Editor’s Blog – A flexible approach to sensors
Wearable sensors are convenient and gaining in popularity, fuelled by advances in manufacturing, says Caroline Hayes
Wearable sensors have gone beyond step counters. Today’s sensors can monitor other parameters and enable remote patient monitoring. In addition to making healthcare easier to access, IDTechEx’s technology analyst, Tess Skyme, says that innovations in wearable sensor technology are meeting demand for consumer applications too.
In addition to providing easier access to health data, consumer market designs integrating sensors into headsets and accessories could lead to immersive experiences in entertainment venues and the wider metaverse.
Uses for biosensors and flexible hybrid electronics in healthcare. Picture: IDTechEx
Sensor variants include inertial measurement units, optical sensors, and chemical sensors for vital signs, stress, sleep and even brain activity for sports injuries and emergency service paramedic assessments.
Motion sensing hardware is well established, says Skyme; accelerometers are integrated into almost every wearable device. Smartwatches, for example, are looking beyond sensors to gather data about heart rate or blood oxygen, calories burned and sleep quality. Now they are being used with software to analyse photoplethysmography (PPG) signals to assess the blood flow for cardiovascular or vein health. They are also being used with new hardware for spectroscopy to assess electromagnetic radiation.
Flexible hybrid electronics offer a stretchable substrate and circuits which can be more flexible. They use sensors and other components which can be printed to be more flexible. The use of conductive inks which are stretchable or can withstand bending, enables a shorter bending radius and ability to stretch. This flexible – and potentially stretchable – form factor lends the circuitry to use in electronic skin patches and textiles for a comfortable, closer fit which is less bulky than substrates with rigid boxes – however small – containing electronics. The prospect of printing circuits on flexible substrates opens up a world of design possibilities.
Sensor Materials
Exploring the scope of new applications has led to a focus on materials for wearable sensors, in particular conductive materials, including wet electrodes which can be stuck on the skin to measure the heart and dry electrodes in headphones to analyse brain signals. Another use of dry electrodes is microneedles within skin patches to quantify muscle movements.
There is research into chemical sensors which can monitor glucose levels without finger pricks, for example, although these are still some way off for this particular application but is showing potential for biometric wearables monitoring hydration, alcohol and lactation levels.
Gearing up for production
It is vitally important for manufacturers that each device is effective, cost-efficient is of a high quality, says Rick Ramos, marketing and sales engineer at Eastprint, which designs and manufactures membrane switches. (The company was acquired by East West Manufacturing, a printed electronics company, in April 2023.)

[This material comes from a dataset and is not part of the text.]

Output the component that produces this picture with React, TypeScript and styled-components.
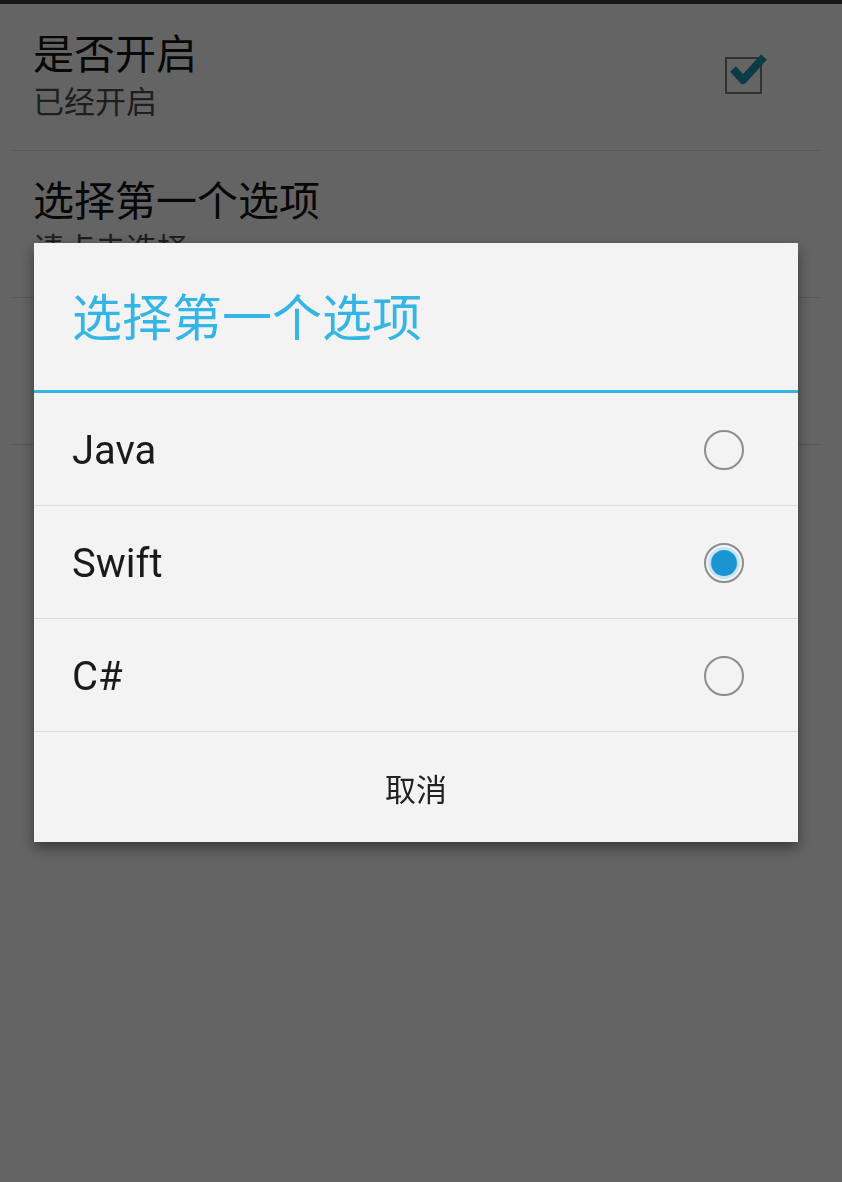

To cost effectively mass produce wearable biosensors (main picture), vertical integration and assembly operations is key, says Ramos. Manufacturers which can print conductive inks on flexible substrates and convert them into surface mount components have a distinct advantage.
Screen-printed-tungsten ink on polythene tape with electrode-biosensors. Picture: Eastprint
Process capabilities could include lamination for medical grade hydrocolloids, adhesives, or non-woven and foam layers, hydrogel dispensing and or placement and final packaging. Attention also has to be paid to connections on the non-patient side of the patch. All of this has to take place using 0.010 inch or 0.254mm diameters via hole print filling to ensure continuity between skin contact and communication device.
Process for manufacturing biosensors uses screen printing of conductive inks, for example silver, silver-chloride, carbon, zinc, gold or dielectric, laser cutting, lamination, and adhesives.
Silver-silver chloride ink electrodes screen-printed electrodes-biosensors. Picture: Eastprint.
Converting processes can include die-cutting, lamination of medical grade foams and adhesives, the dispensing and placement of medical grade hydrogels and final packaging. Although surface mount is desirable, printing is also used for through holes methods, where up to six layers may need to be connected.
In addition to circuit or electrode printing, companies need to be able to offer oven drying or UV curing after each print pass of the process. The number of print passes can range from two to five, notes Ramos.
In manufacture, a combination of SRD (spin rinser dryer), rotary, match metal and laser may be used.
Carbon inks can be transferred onto the back of the substrate when multiple ones are stacked or rolled. A slip sheet or interleaf can prevent the ink rubbing off. The facility should also be able to make routine in-process measurements to ensure the material conforms to agreed dimensions, ink thickness and electrical specifications.
Other processes are laminating and adhesives. It is possible to skip the lamination process, advises Ramos, and instead die cut individual sensor circuits which can be installed into an injection moulded plastic microfluidic cartridge or cassette.
Fabricating custom membrane switch technology applications includes high performance screen printed electrodes (SPEs) and biosensors, which can be complex and sensitive.
“SPEs have improved significantly over the years in terms of their material properties, including simplicity, disposability, and rapid response times,” says Ramos.
Precision printing, processing and product development have advanced medical and diagnostic electrochemical biosensor products, said Ramos.